Secara bahasa, ghazwul fikri terdiri dari dua suku kata yaitu ghazwah dan fikr. Ghazwah berarti serangan, serbuan atau invansi. Sedangkan fikr berarti pemikiran. Jadi, secara bahasa ghazwul fikri diartikan sebagai invansi pemikiran. Sebagian orang menyebut ghazwul fikr dengan istilah perang ideologi, perang budaya, perang urat syaraf, dan perang peradaban. Intinya, ia adalah peperangan dengan format yang berbeda, yaitu penyerangan yang senjatanya berupa pemikiran, tulisan, ide-ide, teori, argumentasi, propaganda, dialog dan perdebatan.
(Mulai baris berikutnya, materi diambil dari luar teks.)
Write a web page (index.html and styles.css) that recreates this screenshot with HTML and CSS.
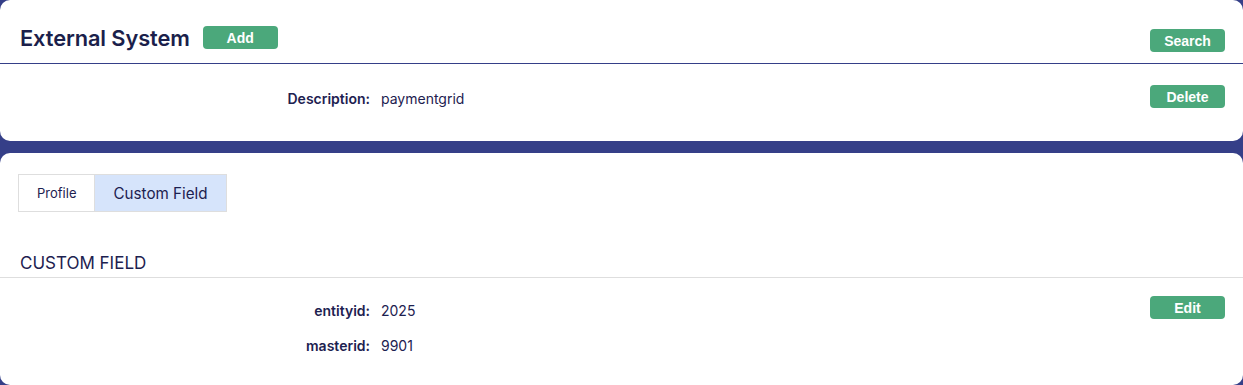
FILE: index.html
```html
<!DOCTYPE html>
<html>
<head>
<meta charset="utf-8">
<link rel="stylesheet" href="styles.css">
</head>
<body>
<section class="card card-top">
  <header class="head">
    <h1 class="title">External System</h1>
    <button class="btn">Add</button>
    <div class="spacer"></div>
    <button class="btn btn-search">Search</button>
  </header>
  <div class="detail">
    <div class="fields">
      <div class="label">Description:</div>
      <div class="value">paymentgrid</div>
    </div>
    <button class="btn">Delete</button>
  </div>
</section>
<section class="card card-bottom">
  <nav class="tabs">
    <div class="tab">Profile</div>
    <div class="tab tab-active">Custom Field</div>
  </nav>
  <h2 class="section-title">CUSTOM FIELD</h2>
  <div class="detail detail-cf">
    <div class="fields">
      <div class="label">entityid:</div>
      <div class="value">2025</div>
      <div class="label">masterid:</div>
      <div class="value">9901</div>
    </div>
    <button class="btn">Edit</button>
  </div>
</section>
</body>
</html>
```

FILE: styles.css
```css
* { box-sizing: border-box; }
html, body { margin: 0; padding: 0; }
body {
  background: #353f88;
  font-family: Inter, "Noto Sans", sans-serif;
  color: #1d2150;
}
.card {
  background: #fff;
  border-radius: 10px;
}
.card-top {
  height: 141px;
  margin-bottom: 12px;
}
.card-bottom {
  min-height: 232px;
  padding-top: 21px;
}
.head {
  display: flex;
  align-items: center;
  height: 64px;
  padding: 12px 18px 0 20px;
  border-bottom: 1px solid #353f88;
}
.title {
  margin: 0 13px 0 0;
  font-size: 21.8px;
  font-weight: 600;
  letter-spacing: -0.1px;
  color: #1b1f4b;
}
.spacer { flex: 1; }
.btn {
  width: 75px;
  height: 23px;
  border: none;
  border-radius: 4px;
  background: #4ba87b;
  color: #fff;
  font-family: "Liberation Sans", Arial, sans-serif;
  font-weight: 700;
  font-size: 14px;
  padding: 0;
  cursor: pointer;
}
.btn-search { margin-top: 6px; }
.detail {
  display: flex;
  align-items: flex-start;
  padding: 21px 18px 0 0;
}
.fields {
  flex: 1;
  display: grid;
  grid-template-columns: 370px auto;
  column-gap: 11px;
  row-gap: 17px;
  align-content: start;
  padding-top: 5px;
  font-size: 14px;
  line-height: 18px;
}
.label {
  text-align: right;
  font-weight: 600;
}
.value { color: #1d2150; }
.tabs {
  display: flex;
  margin-left: 18px;
}
.tab {
  height: 38px;
  display: flex;
  align-items: center;
  border: 1px solid #dedede;
  font-size: 13px;
  padding: 0 18px;
  color: #1d2150;
}
.tab-active {
  background: #d6e4fb;
  border-left: none;
  font-size: 15.2px;
  padding: 0 18px;
}
.section-title {
  margin: 40px 0 0;
  padding: 0 0 3px 20px;
  font-size: 17px;
  font-weight: 400;
  line-height: 22px;
  border-bottom: 1px solid #dedede;
  color: #1d2150;
}
.detail-cf {
  padding-top: 18px;
}
.detail-cf .fields {
  padding-top: 6px;
}
```
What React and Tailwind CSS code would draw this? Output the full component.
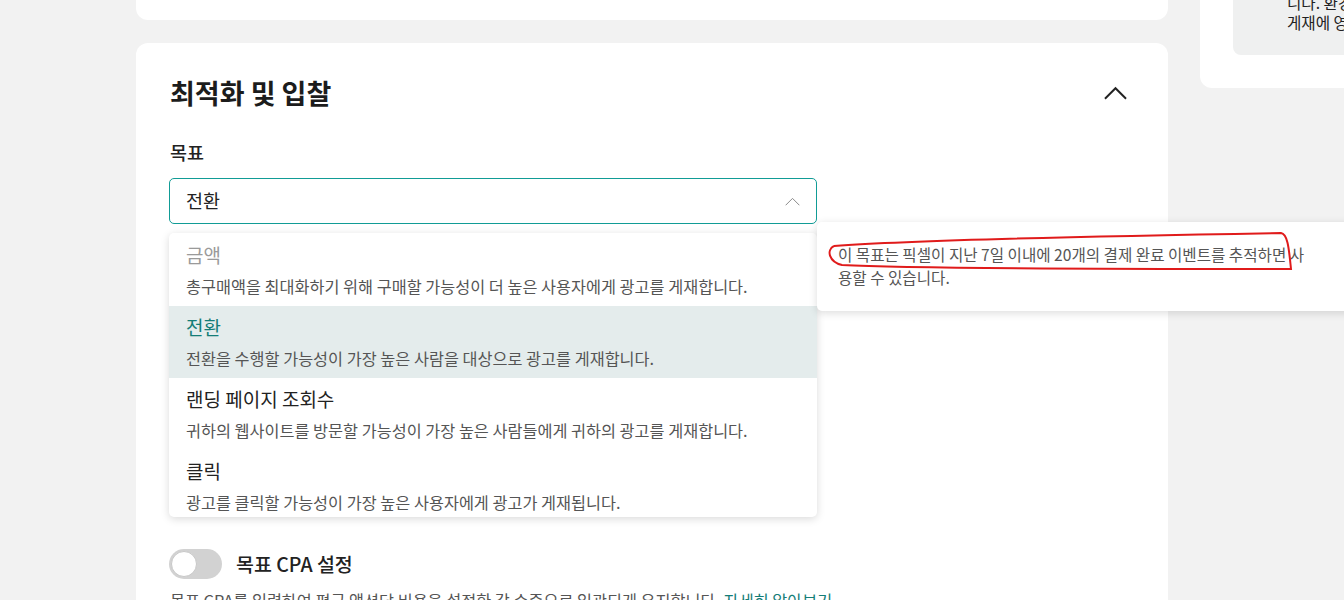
import React, { useState } from "react";

const goals = [
  { id: "value", title: "금액", desc: "총구매액을 최대화하기 위해 구매할 가능성이 더 높은 사용자에게 광고를 게재합니다.", disabled: true },
  { id: "conv", title: "전환", desc: "전환을 수행할 가능성이 가장 높은 사람을 대상으로 광고를 게재합니다." },
  { id: "lpv", title: "랜딩 페이지 조회수", desc: "귀하의 웹사이트를 방문할 가능성이 가장 높은 사람들에게 귀하의 광고를 게재합니다." },
  { id: "click", title: "클릭", desc: "광고를 클릭할 가능성이 가장 높은 사용자에게 광고가 게재됩니다." },
];

function ChevronUp({ className, strokeWidth = 2 }) {
  return (
    <svg viewBox="0 0 24 14" className={className} fill="none" stroke="currentColor" strokeWidth={strokeWidth}>
      <polyline points="1,13 12,2 23,13" />
    </svg>
  );
}

export default function App() {
  const [selected, setSelected] = useState("conv");
  const [cpaOn, setCpaOn] = useState(false);

  return (
    <div className="relative w-[1344px] h-[600px] overflow-hidden bg-[#f2f2f2] font-['Noto_Sans_CJK_KR','Noto_Sans',sans-serif] text-[#222]">
      <div className="flex pl-[136px] gap-[32px]">
        {/* main column */}
        <div className="w-[1032px] shrink-0 flex flex-col gap-[23px]">
          <div className="h-5 bg-white rounded-b-xl" />

          <div className="bg-white rounded-xl pt-[34px] px-[34px] h-[600px]">
            {/* header */}
            <div className="flex items-center justify-between">
              <h2 className="text-[27px] leading-[32px] font-semibold text-[#1c1c1c]">최적화 및 입찰</h2>
              <button className="mr-[7px] text-[#222]">
                <ChevronUp className="w-[23px] h-[14px]" strokeWidth={2} />
              </button>
            </div>

            {/* goal */}
            <div className="mt-[30px] text-[18.5px] leading-[26px] font-medium">목표</div>
            <div className="relative mt-[13px] w-[648px] -ml-px">
              <div className="h-[46px] border border-[#119c96] rounded-[5px] flex items-center justify-between pl-[16px] pr-[16px]">
                <span className="text-[18.5px] text-[#222]">전환</span>
                <ChevronUp className="w-[15px] h-[9px] text-[#8a8a8a]" strokeWidth={1.6} />
              </div>

              {/* dropdown menu */}
              <div className="absolute top-[55px] left-0 w-[648px] h-[284px] overflow-hidden bg-white rounded-[5px] shadow-[0_2px_8px_rgba(0,0,0,0.15)] pt-px z-10">
                {goals.map((g) => (
                  <div
                    key={g.id}
                    onClick={() => !g.disabled && setSelected(g.id)}
                    className={`h-[72px] pl-[17px] pt-[9px] ${selected === g.id ? "bg-[#e4ecec]" : ""}`}
                  >
                    <div
                      className={`text-[19px] leading-[24px] ${
                        g.disabled ? "text-[#9a9a9a]" : selected === g.id ? "text-[#147d77]" : "text-[#222]"
                      }`}
                    >
                      {g.title}
                    </div>
                    <div className="mt-2 text-[16.3px] leading-[22px] text-[#555]">{g.desc}</div>
                  </div>
                ))}
              </div>
            </div>

            {/* target CPA toggle */}
            <div className="mt-[325px] flex items-center gap-[14px] -ml-px">
              <button
                onClick={() => setCpaOn(!cpaOn)}
                className={`w-[53px] h-[30px] rounded-full p-[2px] flex ${cpaOn ? "bg-[#119c96] justify-end" : "bg-[#d2d2d2] justify-start"}`}
              >
                <span className="w-[26px] h-[26px] rounded-full bg-white border border-[#c8c8c8]" />
              </button>
              <span className="text-[19.5px] leading-[26px] font-medium">목표 CPA 설정</span>
            </div>
            <p className="mt-[10px] text-[16.3px] leading-[22px] text-[#555]">
              목표 CPA를 입력하여 평균 액션당 비용을 설정한 값 수준으로 일관되게 유지합니다.{" "}
              <a className="text-[#147d77]">자세히 알아보기</a>
            </p>
          </div>
        </div>

        {/* right column */}
        <div className="w-[300px] shrink-0">
          <div className="h-[88px] bg-white rounded-bl-xl px-[33px] pb-[33px] flex flex-col justify-end">
            <div className="h-[55px] bg-[#eff0f0] rounded-bl-lg flex flex-col justify-end pl-[54px] pb-[23px] overflow-hidden">
              <div className="text-[15.6px] leading-[20px] whitespace-nowrap">니다. 환경에 따라 광고</div>
              <div className="text-[15.6px] leading-[20px] whitespace-nowrap">게재에 영향을 줄 수 있습니다.</div>
            </div>
          </div>
        </div>
      </div>

      {/* tooltip */}
      <div className="absolute left-[817px] top-[222px] w-[620px] h-[89px] bg-white rounded-[5px] shadow-[0_2px_8px_rgba(0,0,0,0.14)] pl-[21px] pt-[21px] z-20">
        <p className="w-[472px] text-[15.6px] leading-[23px] text-[#555]">
          이 목표는 픽셀이 지난 7일 이내에 20개의 결제 완료 이벤트를 추적하면 사용할 수 있습니다.
        </p>
      </div>

      {/* red annotation */}
      <svg className="absolute inset-0 w-[1344px] h-[600px] pointer-events-none z-30" viewBox="0 0 1344 600" fill="none">
        <path
          d="M 834 246 C 900 241, 1100 236, 1281 233 C 1288 234, 1289 250, 1291 269 C 1100 269, 900 268, 842 265 C 829 262, 826 250, 834 246"
          stroke="#e01b1b"
          strokeWidth="2"
        />
      </svg>
    </div>
  );
}
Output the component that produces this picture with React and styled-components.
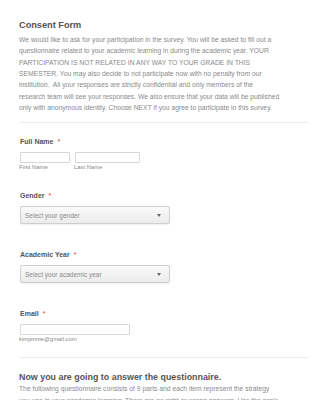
import React from "react";
import styled, { createGlobalStyle } from "styled-components";

const Global = createGlobalStyle`
  html, body { margin: 0; padding: 0; background: #fff; }
  body { font-family: "Liberation Sans", Arial, sans-serif; }
`;

const Page = styled.div`
  width: 325px;
  height: 400px;
  overflow: hidden;
  padding: 0 17px 0 19px;
  box-sizing: border-box;
`;

const Section = styled.section`
  padding-top: ${(p) => p.$top}px;
`;

const Title = styled.h2`
  margin: ${(p) => p.$mt || 0}px 0 0;
  font-size: ${(p) => p.$size}px;
  line-height: 12px;
  font-weight: 700;
  color: #555;
`;

const Body = styled.p`
  margin: ${(p) => p.$mt}px 0 0;
  font-size: 6.75px;
  line-height: 11.35px;
  color: #8a8a8a;
  white-space: nowrap;
`;

const Divider = styled.hr`
  margin: ${(p) => p.$mt}px 0 0;
  border: 0;
  border-top: 1px solid #ececec;
`;

const Field = styled.div`
  margin-top: ${(p) => p.$mt}px;
  padding-left: 1px;
`;

const Label = styled.div`
  font-size: 7px;
  line-height: 9px;
  font-weight: 700;
  color: #555;
  display: flex;
  gap: 4px;
`;

const Req = styled.span`
  color: #e53935;
  font-weight: 400;
`;

const Row = styled.div`
  display: flex;
  gap: 5px;
  margin-top: 6px;
`;

const Col = styled.div`
  display: flex;
  flex-direction: column;
`;

const Input = styled.div`
  width: ${(p) => p.$w}px;
  height: 11px;
  box-sizing: border-box;
  border: 1px solid #d6d6d6;
  border-radius: 1px;
  background: #fff;
`;

const Sub = styled.div`
  margin-top: 1px;
  font-size: 5.9px;
  line-height: 7px;
  color: #8a8a8a;
  margin-left: -1px;
`;

const Select = styled.div`
  margin-top: 6px;
  width: 150px;
  height: 18px;
  box-sizing: border-box;
  border: 1px solid #cfcfcf;
  border-radius: 2px;
  background: linear-gradient(#fafafa, #ececec);
  box-shadow: 0 1px 1px rgba(0, 0, 0, 0.06);
  display: flex;
  align-items: center;
  justify-content: space-between;
  padding: 0 8px 0 4px;
  font-size: 6.5px;
  color: #8a8a8a;
`;

const Arrow = styled.span`
  width: 0;
  height: 0;
  border-left: 2.5px solid transparent;
  border-right: 2.5px solid transparent;
  border-top: 3px solid #666;
`;

export default function App() {
  return (
    <>
      <Global />
      <Page>
        <Section $top={19}>
          <Title $size={9.2}>Consent Form</Title>
          <Body $mt={3}>
            We would like to ask for your participation in the survey. You will be asked to fill out a<br />
            questionnaire related to your academic learning in during the academic year. YOUR<br />
            PARTICIPATION IS NOT RELATED IN ANY WAY TO YOUR GRADE IN THIS<br />
            SEMESTER. You may also decide to not participate now with no penalty from our<br />
            institution.&nbsp; All your responses are strictly confidential and only members of the<br />
            research team will see your responses. We also ensure that your data will be published<br />
            only with anonymous identity. Choose NEXT if you agree to participate in this survey.
          </Body>
          <Divider $mt={9} />
        </Section>

        <Field $mt={14}>
          <Label>Full Name <Req>*</Req></Label>
          <Row>
            <Col>
              <Input $w={50} />
              <Sub>First Name</Sub>
            </Col>
            <Col>
              <Input $w={65} />
              <Sub>Last Name</Sub>
            </Col>
          </Row>
        </Field>

        <Field $mt={20}>
          <Label>Gender <Req>*</Req></Label>
          <Select>
            <span>Select your gender</span>
            <Arrow />
          </Select>
        </Field>

        <Field $mt={26}>
          <Label>Academic Year <Req>*</Req></Label>
          <Select>
            <span>Select your academic year</span>
            <Arrow />
          </Select>
        </Field>

        <Field $mt={26}>
          <Label>Email <Req>*</Req></Label>
          <Row>
            <Col>
              <Input $w={110} />
              <Sub>kimjennie@gmail.com</Sub>
            </Col>
          </Row>
        </Field>

        <Section $top={0}>
          <Divider $mt={14} />
          <Title $size={8.9} $mt={13}>Now you are going to answer the questionnaire.</Title>
          <Body $mt={0}>
            The following questionnaire consists of 9 parts and each item represent the strategy<br />
            you use in your academic learning. There are no right or wrong answers. Use the scale
          </Body>
        </Section>
      </Page>
    </>
  );
}
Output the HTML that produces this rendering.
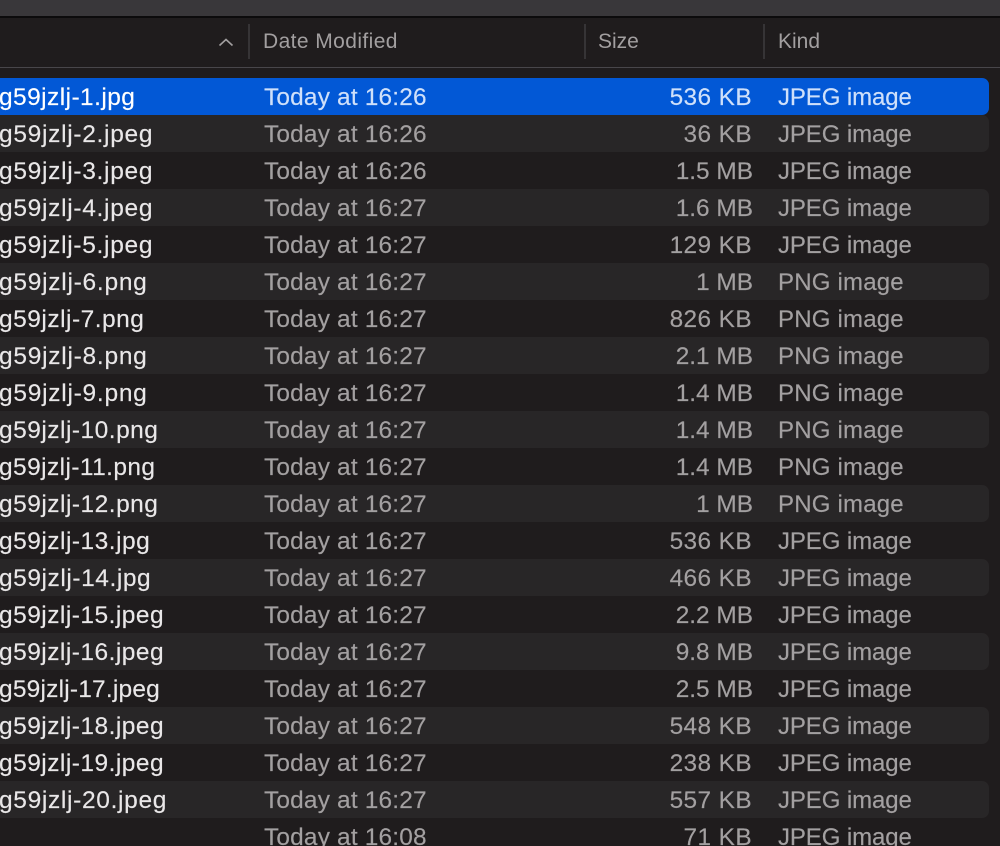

Konon, orang yang pertama kali menyadari pentingnya metode baru dalam menaklukkan Islam adalah Raja Louis IX. Setelah ditawan oleh pasukan muslim di Al-Manshuriyah Mesir pada perang salib ke VII, di dalam memoarnya ia menulis: “Setelah melalui perjalanan panjang, segalanya menjadi jelas bagi kita. Kehancuran kaum muslimin dengan jalan konvensional (perang fisik) adalah mustahil. Karena mereka memiliki metode yang jelas dan tegas diatas konsep jihad fii sabilillah. Dengan metode ini, mereka tidak pernah mengalami kekalahan militer.” Ia melanjutkan: “Barat harus menempuh jalan lain (bukan militer). Yaitu jalan ideologi dengan mencabut akar ajaran itu dan mengosongkannya dari kekuatan, kenekatan dan keberanian. Caranya tidak lain adalah dengan menghancurkan konsep-konsep dasar Islam dengan berbagai penafsiran dan keragu-raguan.”

 

Khatimah

Sesungguhnya mencari ilmu merupakan salah satu jenis jihâd fî sabîlillâh, karena penuntut ilmu akan mampu membantah musuh-musuh agama dengan al-haq sehingga dapat mematahkan kebatilan mereka. Sebagaimana dapat disaksikan, terkadang ghazwul fikri itu lebih berbahaya dari pada peperangan bersenjata. Sebab, pengaruh pemikiran tersebut dapat menyusup ke setiap rumah dengan keinginan pemilik rumah sendiri, tanpa ada penolakan maupun perlawanan sedikit pun. Berbeda halnya peperangan militer, tidak dapat mengobrak-abrik rumah atau sebuah negara kecuali setelah melalui adu kekuatan yang panjang dan perlawanan sengit.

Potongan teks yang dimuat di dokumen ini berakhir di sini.